Quantitative experiments. (a) Configuration. (b) Red dots are the estimated trajectory of the EM tracker by EMDQ-SLAM in the camera frame, yellows dots are the EM tracking results (ground truth). (c). Errors for four cases. Blue and red suggest the EM tracker was in and outside the field of view (FoV) respectively. (Color figure online)

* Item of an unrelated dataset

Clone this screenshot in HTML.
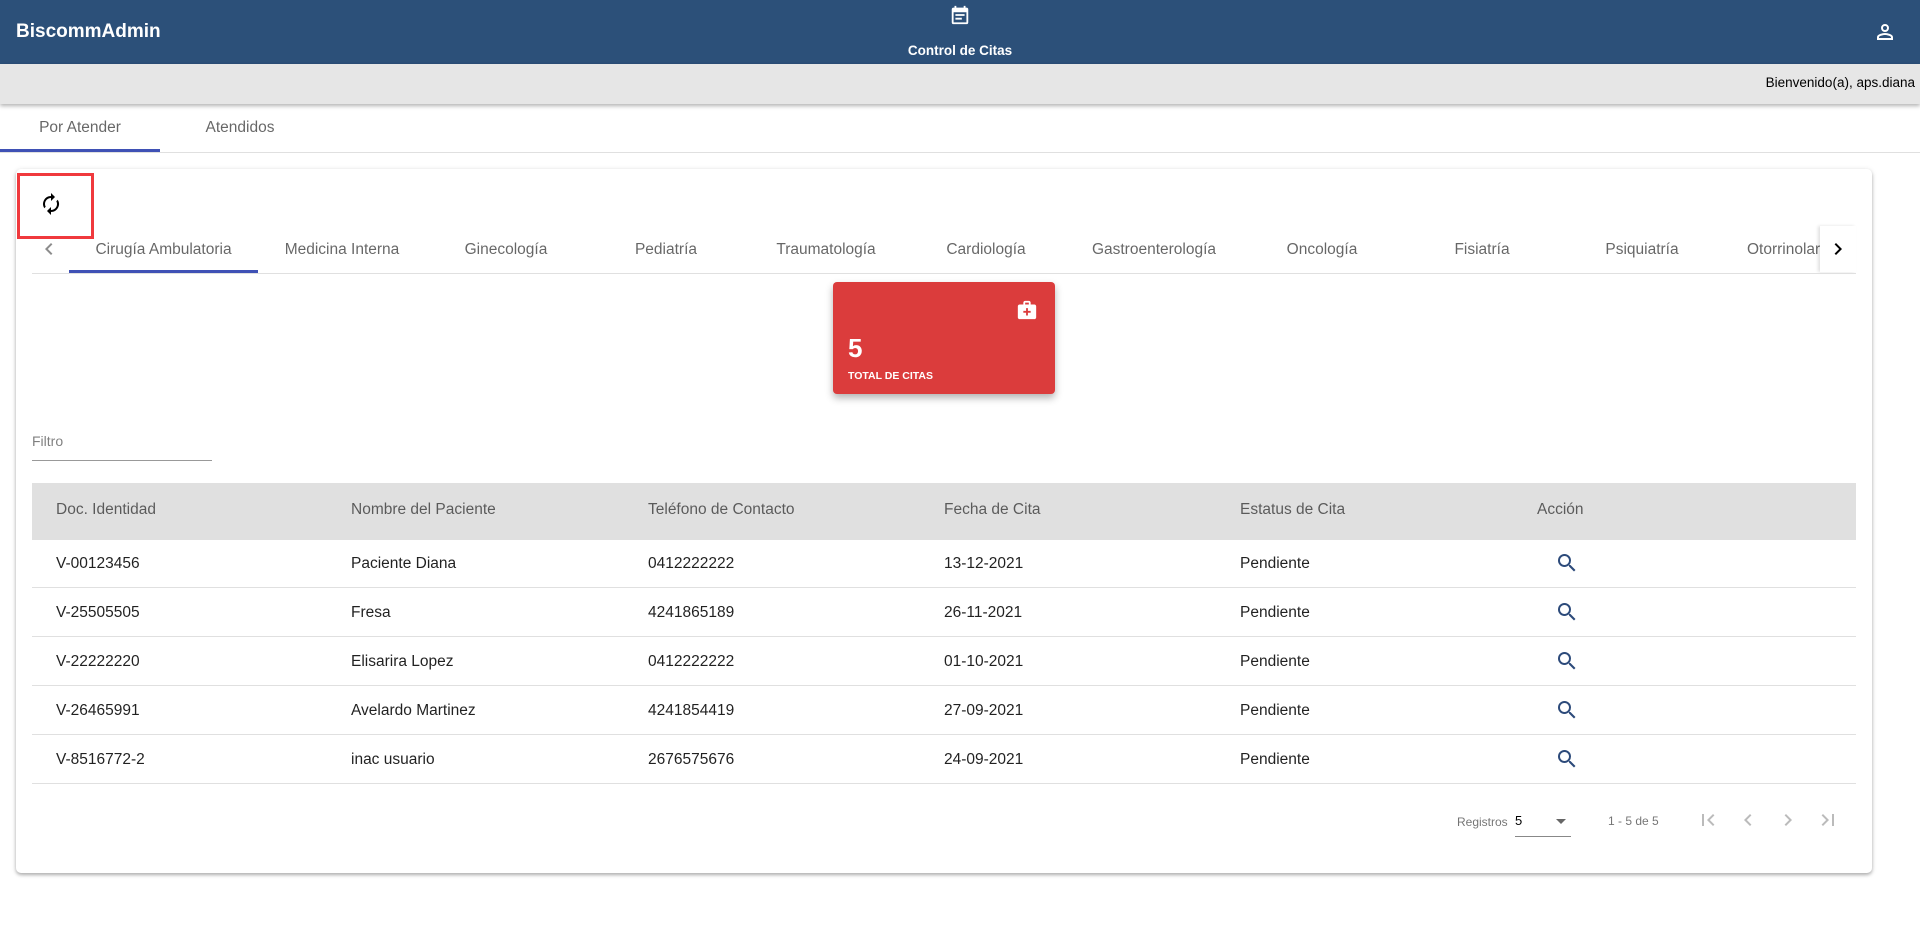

Runtime: For the experiments shown in Fig. 2, Fig. 3(a)(b) and 4(a)(b), the average runtime to process one video frame was 92, 101, 97, 38 and 53 ms respectively, which included stereo matching, EMDQ-SLAM and VTK-based rendering. Hence, our method works at an update rate of around 10–26 Hz, which mostly depends on the image resolution. We use at most 1500 SURF features and 500 SURF matches at each time step to maintain the real-time performance.

4 Conclusion

The problem of large-scale non-rigid SLAM for medical applications is still an open problem. In this paper, we propose a novel non-rigid SLAM method called EMDQ-SLAM, which uses a two-step framework to track the camera motion and estimate the tissue deformation. Although it is difficult to provide quantitative comparisons with other methods due to the lack of ground truth, qualitative comparisons shows our method can obtain visually more accurate mosaic with clear color textures. Quantitative experiments show that our method has an average error of 0.8–2.2 mm when estimating areas in the field of view.